#### [Task details]
Scan the data beneath this task and copy each line that includes "with".

#### [Data for the task]
● ● ●
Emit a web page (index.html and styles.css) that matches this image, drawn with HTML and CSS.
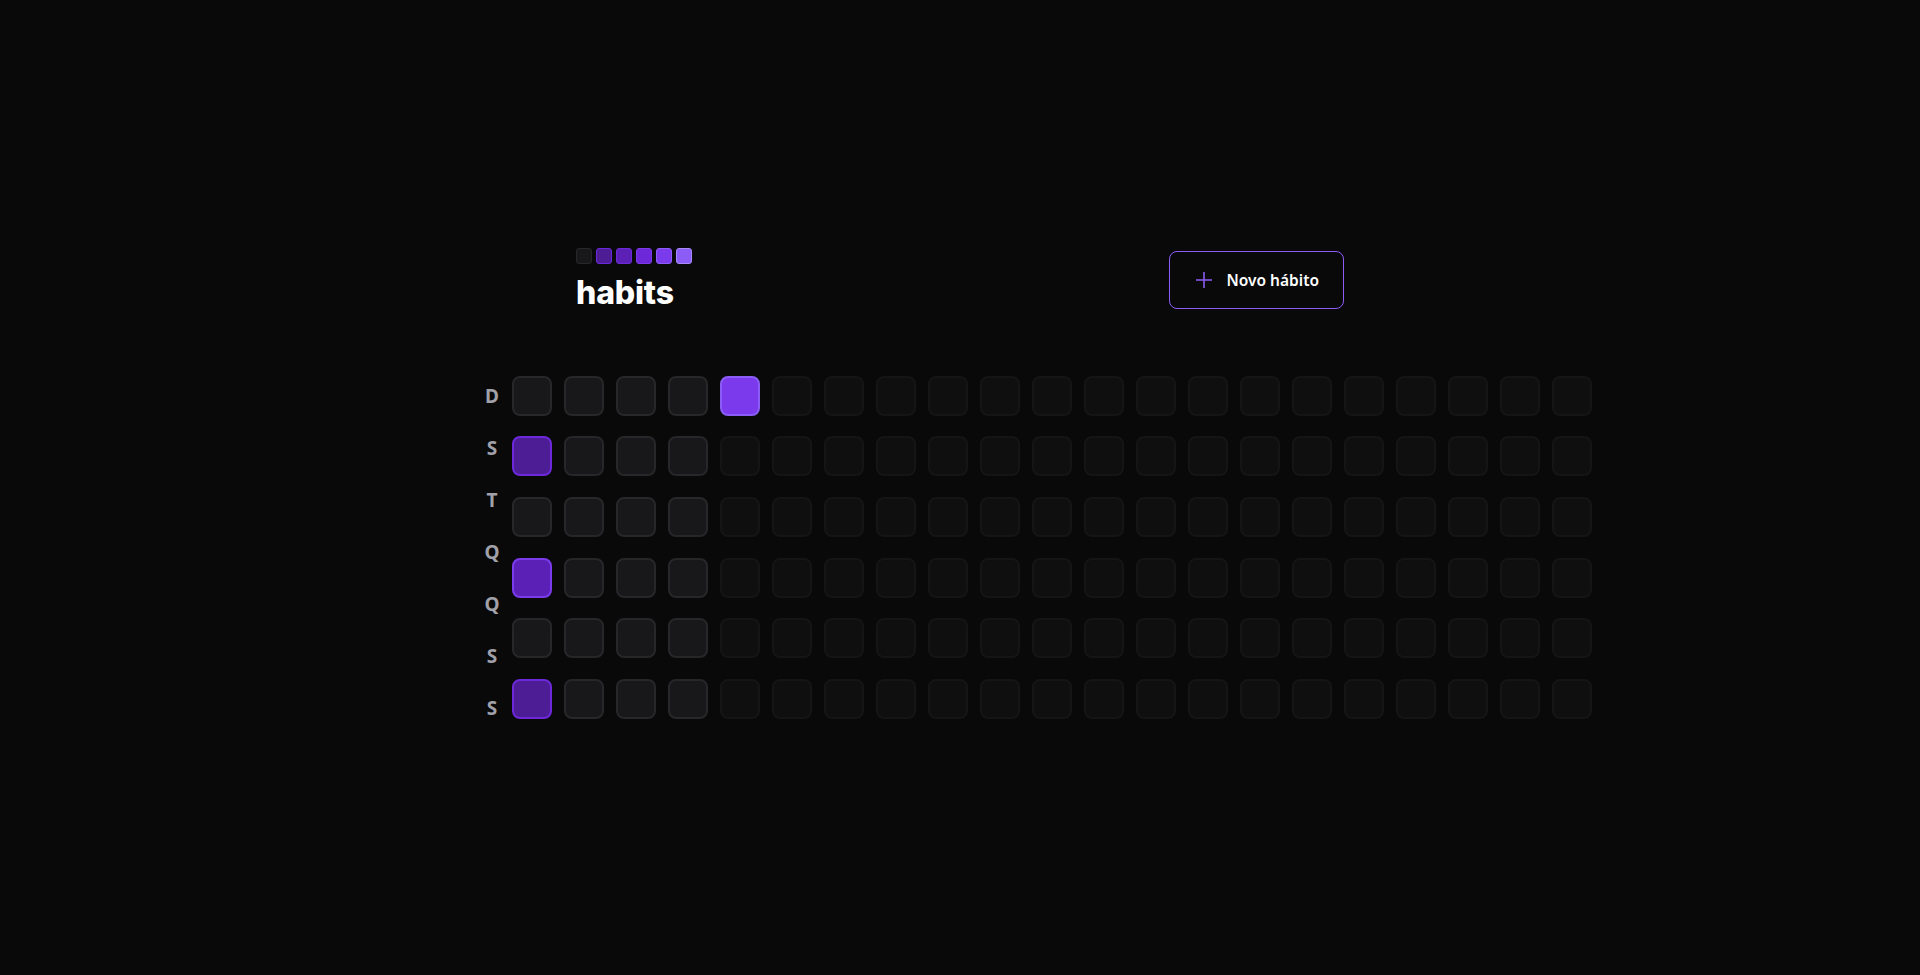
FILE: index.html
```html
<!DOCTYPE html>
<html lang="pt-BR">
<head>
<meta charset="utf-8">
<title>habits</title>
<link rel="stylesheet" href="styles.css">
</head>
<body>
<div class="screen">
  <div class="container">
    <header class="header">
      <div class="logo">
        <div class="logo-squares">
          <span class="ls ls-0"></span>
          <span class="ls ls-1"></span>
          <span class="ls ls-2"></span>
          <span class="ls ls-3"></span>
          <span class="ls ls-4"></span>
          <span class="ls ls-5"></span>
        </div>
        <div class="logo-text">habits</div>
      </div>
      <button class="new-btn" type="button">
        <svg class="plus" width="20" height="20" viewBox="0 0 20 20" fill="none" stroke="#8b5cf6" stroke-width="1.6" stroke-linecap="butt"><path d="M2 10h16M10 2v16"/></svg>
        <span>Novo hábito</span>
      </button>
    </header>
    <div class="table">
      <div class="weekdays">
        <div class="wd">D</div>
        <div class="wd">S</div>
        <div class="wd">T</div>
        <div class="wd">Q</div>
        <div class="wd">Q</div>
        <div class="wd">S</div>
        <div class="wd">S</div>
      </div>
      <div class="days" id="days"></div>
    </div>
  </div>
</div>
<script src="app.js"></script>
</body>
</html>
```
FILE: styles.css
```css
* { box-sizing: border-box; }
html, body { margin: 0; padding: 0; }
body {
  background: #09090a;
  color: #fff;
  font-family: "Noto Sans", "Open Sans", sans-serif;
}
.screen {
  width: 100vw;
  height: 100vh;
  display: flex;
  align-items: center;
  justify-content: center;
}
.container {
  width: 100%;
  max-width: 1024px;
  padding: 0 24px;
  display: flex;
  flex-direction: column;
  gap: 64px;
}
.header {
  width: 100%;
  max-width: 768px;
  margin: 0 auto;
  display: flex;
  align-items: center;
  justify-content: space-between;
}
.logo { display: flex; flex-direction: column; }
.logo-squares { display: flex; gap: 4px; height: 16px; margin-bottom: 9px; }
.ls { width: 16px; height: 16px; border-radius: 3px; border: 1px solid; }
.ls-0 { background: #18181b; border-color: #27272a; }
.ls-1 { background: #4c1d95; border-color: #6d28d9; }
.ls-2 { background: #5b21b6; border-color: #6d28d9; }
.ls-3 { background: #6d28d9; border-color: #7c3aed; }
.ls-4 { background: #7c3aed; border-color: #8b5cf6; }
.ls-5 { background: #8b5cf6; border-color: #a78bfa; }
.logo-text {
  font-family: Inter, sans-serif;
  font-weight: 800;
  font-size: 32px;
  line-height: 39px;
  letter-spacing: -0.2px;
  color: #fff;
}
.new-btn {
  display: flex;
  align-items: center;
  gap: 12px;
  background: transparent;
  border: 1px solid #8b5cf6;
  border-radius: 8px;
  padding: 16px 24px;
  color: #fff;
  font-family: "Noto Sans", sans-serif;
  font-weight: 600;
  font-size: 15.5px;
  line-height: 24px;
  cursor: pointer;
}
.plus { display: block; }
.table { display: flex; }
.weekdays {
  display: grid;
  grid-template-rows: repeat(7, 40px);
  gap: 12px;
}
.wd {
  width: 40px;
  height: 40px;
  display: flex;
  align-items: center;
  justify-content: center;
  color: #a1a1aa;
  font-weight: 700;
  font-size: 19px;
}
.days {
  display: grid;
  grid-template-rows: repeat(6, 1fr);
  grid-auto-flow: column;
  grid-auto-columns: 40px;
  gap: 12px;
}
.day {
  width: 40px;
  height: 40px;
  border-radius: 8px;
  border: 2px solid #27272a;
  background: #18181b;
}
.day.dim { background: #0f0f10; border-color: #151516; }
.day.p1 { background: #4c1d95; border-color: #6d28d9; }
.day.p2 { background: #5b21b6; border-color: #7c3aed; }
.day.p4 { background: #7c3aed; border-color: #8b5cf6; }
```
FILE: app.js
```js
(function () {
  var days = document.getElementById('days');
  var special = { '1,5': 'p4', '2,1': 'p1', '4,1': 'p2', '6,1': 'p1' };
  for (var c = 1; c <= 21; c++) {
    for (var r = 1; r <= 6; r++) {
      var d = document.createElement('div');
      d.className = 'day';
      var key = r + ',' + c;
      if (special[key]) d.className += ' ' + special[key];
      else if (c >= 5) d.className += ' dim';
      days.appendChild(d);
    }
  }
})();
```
● ● ●
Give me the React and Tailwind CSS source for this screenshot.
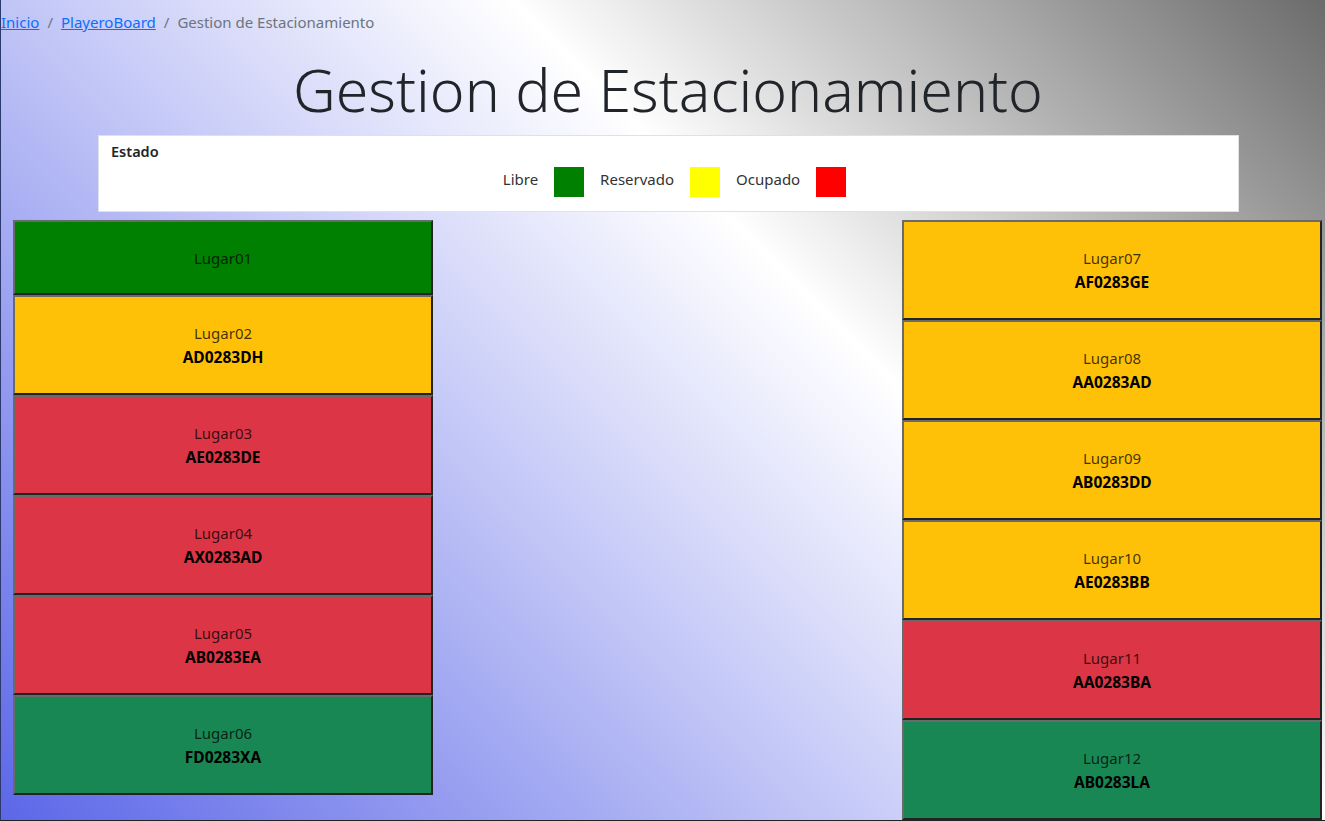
● ● ●
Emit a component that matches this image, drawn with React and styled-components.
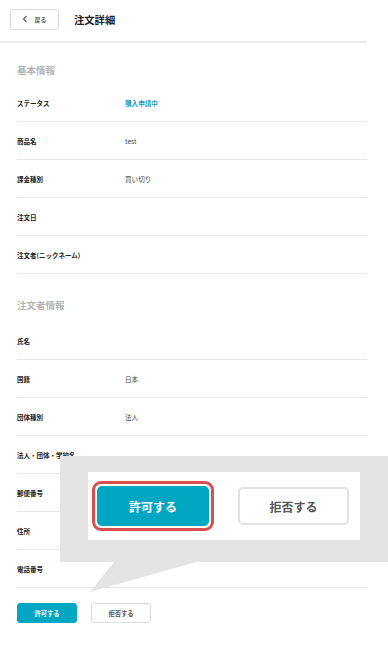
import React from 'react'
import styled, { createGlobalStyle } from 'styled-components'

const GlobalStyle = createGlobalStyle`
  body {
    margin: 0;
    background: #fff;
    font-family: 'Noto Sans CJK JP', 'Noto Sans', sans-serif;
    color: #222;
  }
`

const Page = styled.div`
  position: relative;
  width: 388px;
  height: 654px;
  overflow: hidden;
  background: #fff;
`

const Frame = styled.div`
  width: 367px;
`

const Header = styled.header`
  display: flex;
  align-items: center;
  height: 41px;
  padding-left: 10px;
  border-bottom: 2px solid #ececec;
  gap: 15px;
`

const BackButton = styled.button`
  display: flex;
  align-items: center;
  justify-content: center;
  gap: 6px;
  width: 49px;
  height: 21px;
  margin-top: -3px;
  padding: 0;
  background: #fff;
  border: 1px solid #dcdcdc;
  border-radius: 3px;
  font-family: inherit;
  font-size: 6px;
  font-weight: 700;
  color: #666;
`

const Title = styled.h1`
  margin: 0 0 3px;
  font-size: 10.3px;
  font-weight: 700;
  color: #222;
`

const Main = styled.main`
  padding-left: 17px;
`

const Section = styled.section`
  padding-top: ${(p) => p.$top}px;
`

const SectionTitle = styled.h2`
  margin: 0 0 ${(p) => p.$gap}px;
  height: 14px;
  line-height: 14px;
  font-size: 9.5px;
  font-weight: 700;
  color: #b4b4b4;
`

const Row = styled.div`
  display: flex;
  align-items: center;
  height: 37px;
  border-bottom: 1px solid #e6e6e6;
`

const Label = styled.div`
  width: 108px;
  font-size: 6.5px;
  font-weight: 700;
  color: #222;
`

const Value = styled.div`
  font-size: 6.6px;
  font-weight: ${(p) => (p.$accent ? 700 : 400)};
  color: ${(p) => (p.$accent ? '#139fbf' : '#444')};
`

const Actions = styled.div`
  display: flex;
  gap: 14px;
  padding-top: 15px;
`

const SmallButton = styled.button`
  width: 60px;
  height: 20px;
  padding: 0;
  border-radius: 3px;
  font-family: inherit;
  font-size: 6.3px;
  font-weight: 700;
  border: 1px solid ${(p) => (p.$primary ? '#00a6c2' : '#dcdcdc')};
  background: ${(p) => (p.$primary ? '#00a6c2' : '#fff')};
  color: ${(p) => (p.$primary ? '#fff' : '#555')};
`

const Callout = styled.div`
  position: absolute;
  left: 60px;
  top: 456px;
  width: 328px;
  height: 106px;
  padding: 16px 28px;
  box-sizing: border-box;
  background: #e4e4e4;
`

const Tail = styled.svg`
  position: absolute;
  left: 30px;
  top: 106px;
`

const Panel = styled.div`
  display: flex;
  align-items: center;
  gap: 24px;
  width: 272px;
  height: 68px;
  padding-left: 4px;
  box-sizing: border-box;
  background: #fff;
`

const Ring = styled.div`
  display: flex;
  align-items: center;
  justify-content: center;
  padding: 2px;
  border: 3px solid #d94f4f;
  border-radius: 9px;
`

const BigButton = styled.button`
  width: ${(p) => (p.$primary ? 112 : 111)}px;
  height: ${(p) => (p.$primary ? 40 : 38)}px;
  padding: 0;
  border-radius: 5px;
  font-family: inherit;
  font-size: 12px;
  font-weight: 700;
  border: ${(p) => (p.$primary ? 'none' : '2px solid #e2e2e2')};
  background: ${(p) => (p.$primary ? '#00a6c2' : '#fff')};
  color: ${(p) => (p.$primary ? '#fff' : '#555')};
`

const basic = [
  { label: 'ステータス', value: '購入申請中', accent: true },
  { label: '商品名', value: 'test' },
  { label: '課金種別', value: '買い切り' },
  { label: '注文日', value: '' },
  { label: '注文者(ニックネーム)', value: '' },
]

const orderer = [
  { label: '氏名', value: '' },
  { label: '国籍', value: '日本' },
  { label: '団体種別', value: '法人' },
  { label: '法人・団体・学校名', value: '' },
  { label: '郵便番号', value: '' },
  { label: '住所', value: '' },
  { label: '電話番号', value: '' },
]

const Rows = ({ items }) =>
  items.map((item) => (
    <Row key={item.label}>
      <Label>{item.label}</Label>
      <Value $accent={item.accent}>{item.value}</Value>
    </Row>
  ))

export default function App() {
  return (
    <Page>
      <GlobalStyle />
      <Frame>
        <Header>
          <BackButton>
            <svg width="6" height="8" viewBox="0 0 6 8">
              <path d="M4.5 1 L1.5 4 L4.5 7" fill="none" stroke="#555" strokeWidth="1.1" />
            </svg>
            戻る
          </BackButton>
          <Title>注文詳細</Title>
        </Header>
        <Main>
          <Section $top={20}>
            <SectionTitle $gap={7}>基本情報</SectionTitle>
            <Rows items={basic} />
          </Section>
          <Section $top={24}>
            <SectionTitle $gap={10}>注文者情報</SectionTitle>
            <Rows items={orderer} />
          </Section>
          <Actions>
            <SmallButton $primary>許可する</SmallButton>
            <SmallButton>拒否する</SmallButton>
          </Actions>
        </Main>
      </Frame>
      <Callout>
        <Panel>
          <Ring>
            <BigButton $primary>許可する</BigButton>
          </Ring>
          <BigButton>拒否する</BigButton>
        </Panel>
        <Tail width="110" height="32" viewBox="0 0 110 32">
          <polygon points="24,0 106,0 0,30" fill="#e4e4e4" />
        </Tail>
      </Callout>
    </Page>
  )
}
● ● ●
#### [Answer to the task]
Emit a web page (index.html and styles.css) that matches this image, drawn with HTML and CSS.
Emit a component that matches this image, drawn with React and styled-components.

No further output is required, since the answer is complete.